The Corner

Education

The Real Reason Parents Have Excessive Fears About School Shootings

Over on the home page today I wrote about a rather embarrassing and consequential government failure. The Department of Education wildly overestimated the number of school shootings in the United States in part because a few school officials simply made mistakes in filling out a government form.

It’s important to report these failures and to be accurate in assessing the actual risk, but I fear we’ll do little to ease the actual fears of parents across the land — and it’s not just because those who exaggerate the threat have a larger media megaphone. I’d suggest another, simpler explanation. We’re hearing disturbing things from our own children.

Here’s what I mean. If you’re the parent of high school-age kids, and they attend a high school of any size, I’d be willing to wager you’ve heard your child talk about “the guy who’s going to shoot up the school” — or, if the language isn’t that explicit, you’ve heard them express concerns about a student who is deeply troubled and makes other students nervous. Almost every high school has kids who don’t fit in, who lash out or make threats, or who simply strike other kids as “odd.” When I was in school, the student response was often remorseless bullying, tempered only by the (vague) fear that they might harm themselves. Now it’s different. The fear is they might harm others.

So you have parents at dinner tables and football games hearing off-hand comments like, “Brian is coming off suspension. Everyone says he’s our school shooter.” You’ll hear strange things about Snapchat stories or “finsta” feeds (short for “fake Instagram” feeds, alternative accounts where kids — and this is putting it mildly — don’t often express their best selves online), and you’ll wonder if anyone is paying attention. You might also wonder if your kids are simply blowing the normal stresses and dramas of high-school life wildly out of proportion.

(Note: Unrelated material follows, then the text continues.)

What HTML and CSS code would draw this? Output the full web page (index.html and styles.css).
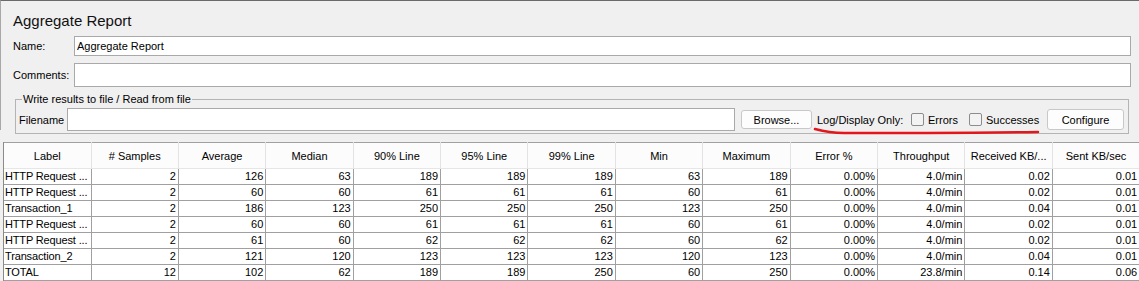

But even so, you’re left with a conversation about specific kids and specific dangers. Combine that reality with the lockdown drills, increased school resource officers (the presence of armed guards can sometimes increase the perception of a threat), and enhanced school security, and a large number of parents are left with the terrifying thought. It can happen here.

Well, it can. But it almost certainly won’t. Yet that won’t stop your kids from sharing their stories, and when they share their stories, parents can’t help but think twice. The media can accurately report the threat, but math and statistics are meaningless compared to the perceptions created by your own child. Only when school shootings recede into a distant (and terrible) American memory will that psychological dynamic materially change.